## Stated goal
Give the data below again exactly as it stands. Omit the pictures.

## Data for this exercise
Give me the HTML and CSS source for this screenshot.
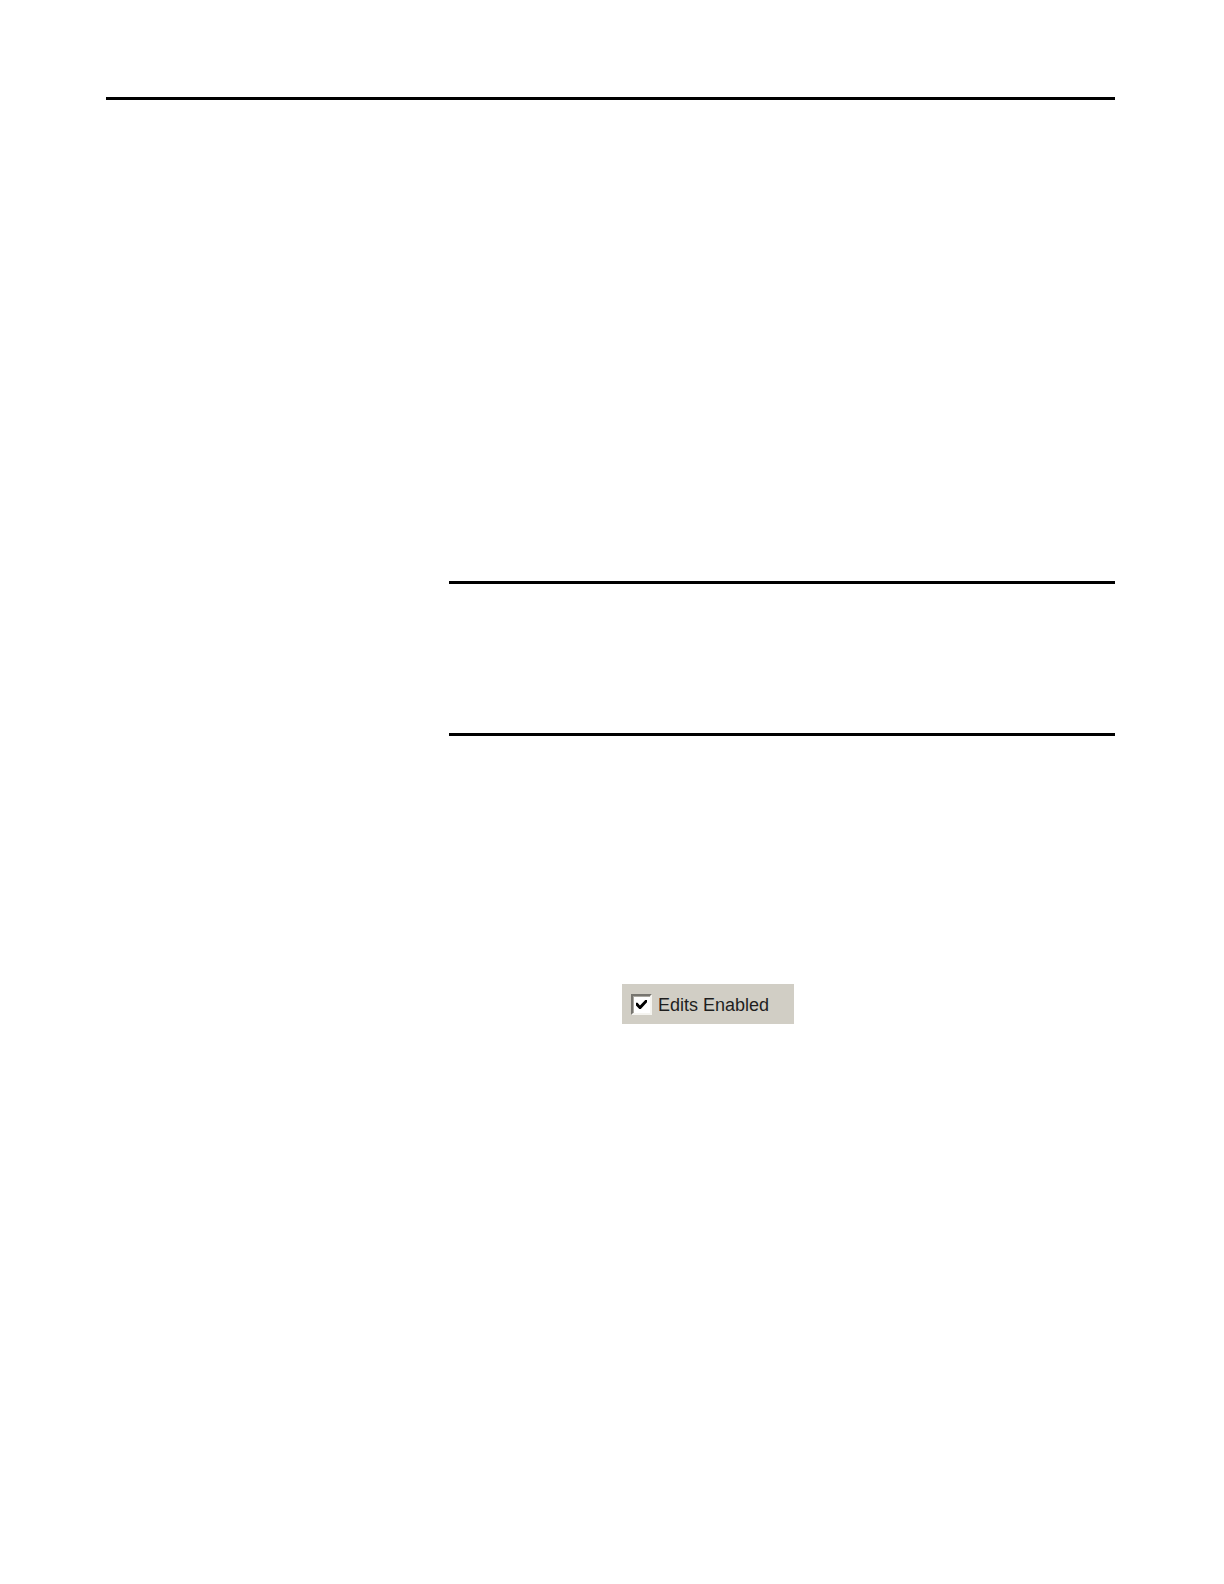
FILE: index.html
```
<!DOCTYPE html>
<html lang="en">
<head>
    <meta charset="UTF-8">
    <meta name="viewport" content="width=device-width, initial-scale=1.0">
    <title>Edits Enabled</title>
    <link rel="stylesheet" href="styles.css">
</head>
<body>
    <div class="page">
        <hr class="rule">
        <main class="content">
            <section class="note"></section>
            <div class="option">
                <input type="checkbox" id="edits-enabled" class="option-box" checked>
                <label for="edits-enabled">Edits Enabled</label>
            </div>
        </main>
    </div>
</body>
</html>
```
FILE: styles.css
```
* {
    box-sizing: border-box;
    margin: 0;
    padding: 0;
}

body {
    font-family: "Liberation Sans", Arial, sans-serif;
    background-color: #fff;
}

.page {
    min-height: 100vh;
    padding: 97px 109px 0 106px;
}

.rule {
    height: 3px;
    border: none;
    background-color: #000;
}

.content {
    padding: 481px 0 0 343px;
}

.note {
    min-height: 155px;
    border-top: 3px solid #000;
    border-bottom: 3px solid #000;
}

.option {
    display: flex;
    align-items: flex-start;
    gap: 6px;
    width: fit-content;
    margin: 248px 0 0 173px;
    padding: 10px 25px 8px 9px;
    background-color: #d1cec5;
    color: #1e1e1e;
    font-size: 18px;
    line-height: 22px;
}

/* sunken box with a bevelled edge */
.option-box {
    appearance: none;
    display: grid;
    place-items: center;
    width: 21px;
    height: 21px;
    border: 2px solid;
    border-color: #77756f #f5f4f0 #f5f4f0 #77756f;
    background-color: #fff;
    box-shadow: inset 1px 1px 0 #aaa8a1;
}

.option-box:checked::before {
    content: "";
    width: 11px;
    height: 9px;
    background-color: #000;
    clip-path: polygon(0 30%, 14% 30%, 36% 62%, 84% 0, 100% 0, 100% 26%, 44% 100%, 30% 100%, 0 62%);
}
```
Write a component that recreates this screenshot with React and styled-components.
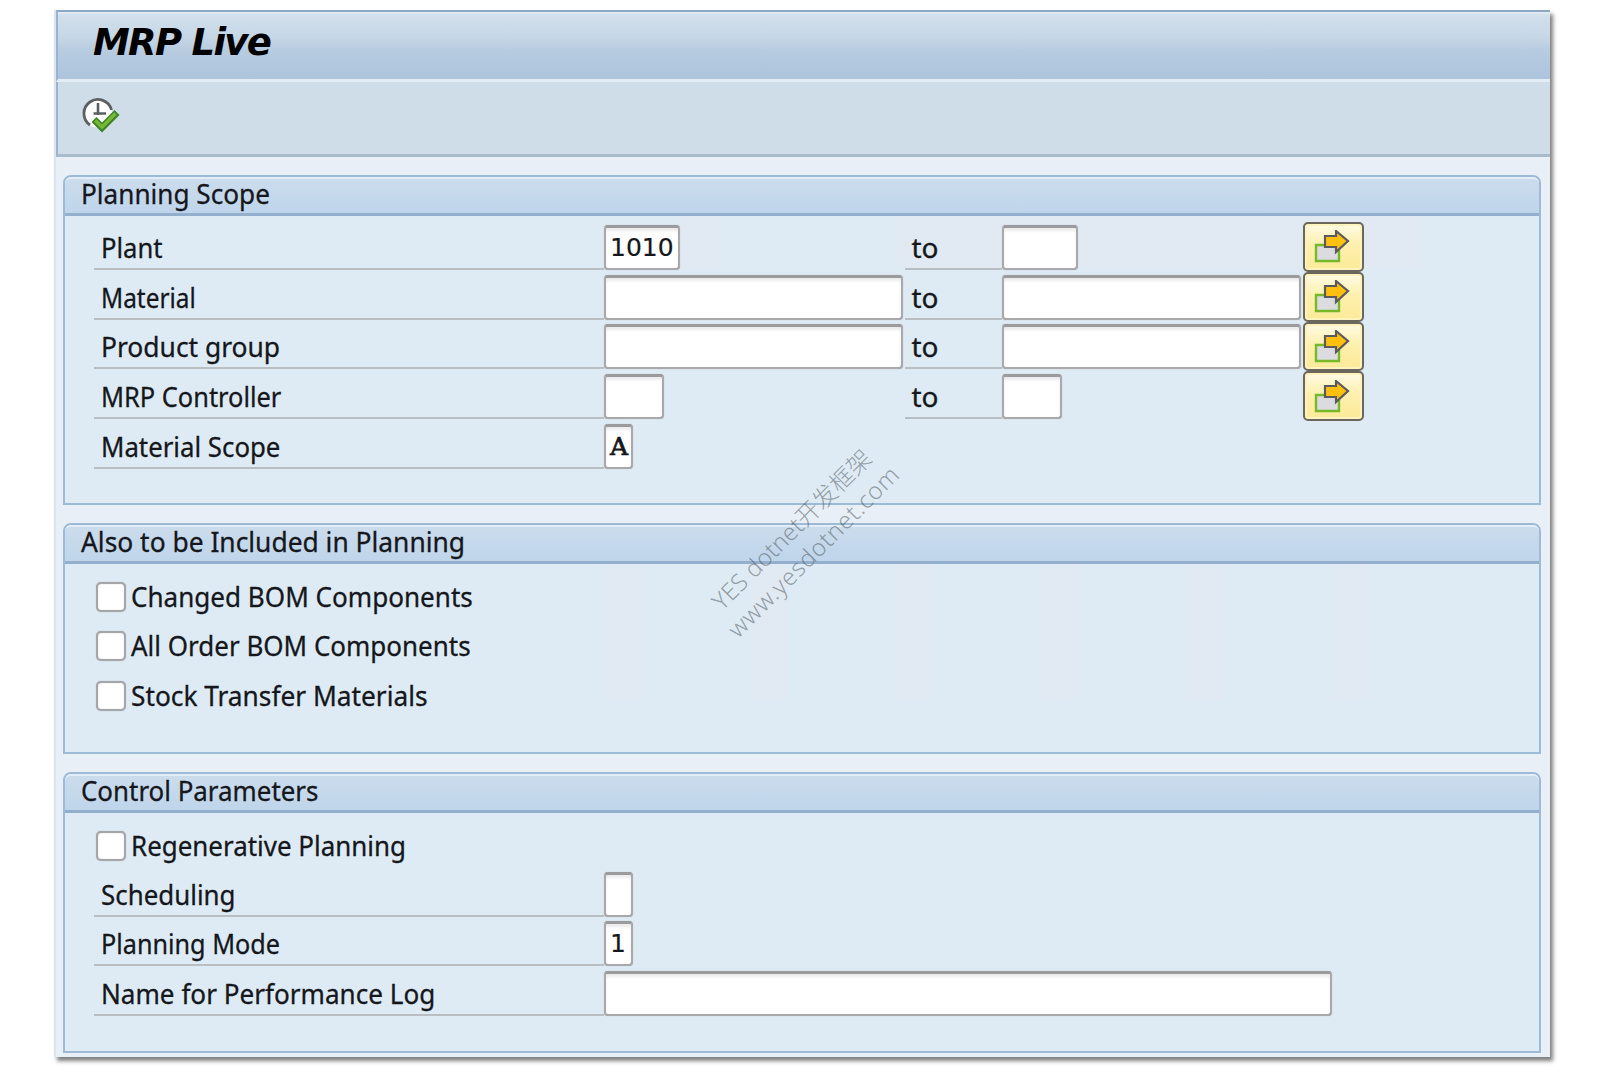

## Solution to this problem
Give me the HTML and CSS source for this screenshot.
FILE: index.html
```
<!DOCTYPE html>
<html lang="en">
<head>
    <meta charset="UTF-8">
    <meta name="viewport" content="width=device-width, initial-scale=1.0">
    <title>Edits Enabled</title>
    <link rel="stylesheet" href="styles.css">
</head>
<body>
    <div class="page">
        <hr class="rule">
        <main class="content">
            <section class="note"></section>
            <div class="option">
                <input type="checkbox" id="edits-enabled" class="option-box" checked>
                <label for="edits-enabled">Edits Enabled</label>
            </div>
        </main>
    </div>
</body>
</html>
```
FILE: styles.css
```
* {
    box-sizing: border-box;
    margin: 0;
    padding: 0;
}

body {
    font-family: "Liberation Sans", Arial, sans-serif;
    background-color: #fff;
}

.page {
    min-height: 100vh;
    padding: 97px 109px 0 106px;
}

.rule {
    height: 3px;
    border: none;
    background-color: #000;
}

.content {
    padding: 481px 0 0 343px;
}

.note {
    min-height: 155px;
    border-top: 3px solid #000;
    border-bottom: 3px solid #000;
}

.option {
    display: flex;
    align-items: flex-start;
    gap: 6px;
    width: fit-content;
    margin: 248px 0 0 173px;
    padding: 10px 25px 8px 9px;
    background-color: #d1cec5;
    color: #1e1e1e;
    font-size: 18px;
    line-height: 22px;
}

/* sunken box with a bevelled edge */
.option-box {
    appearance: none;
    display: grid;
    place-items: center;
    width: 21px;
    height: 21px;
    border: 2px solid;
    border-color: #77756f #f5f4f0 #f5f4f0 #77756f;
    background-color: #fff;
    box-shadow: inset 1px 1px 0 #aaa8a1;
}

.option-box:checked::before {
    content: "";
    width: 11px;
    height: 9px;
    background-color: #000;
    clip-path: polygon(0 30%, 14% 30%, 36% 62%, 84% 0, 100% 0, 100% 26%, 44% 100%, 30% 100%, 0 62%);
}
```
Write a component that recreates this screenshot with React and styled-components.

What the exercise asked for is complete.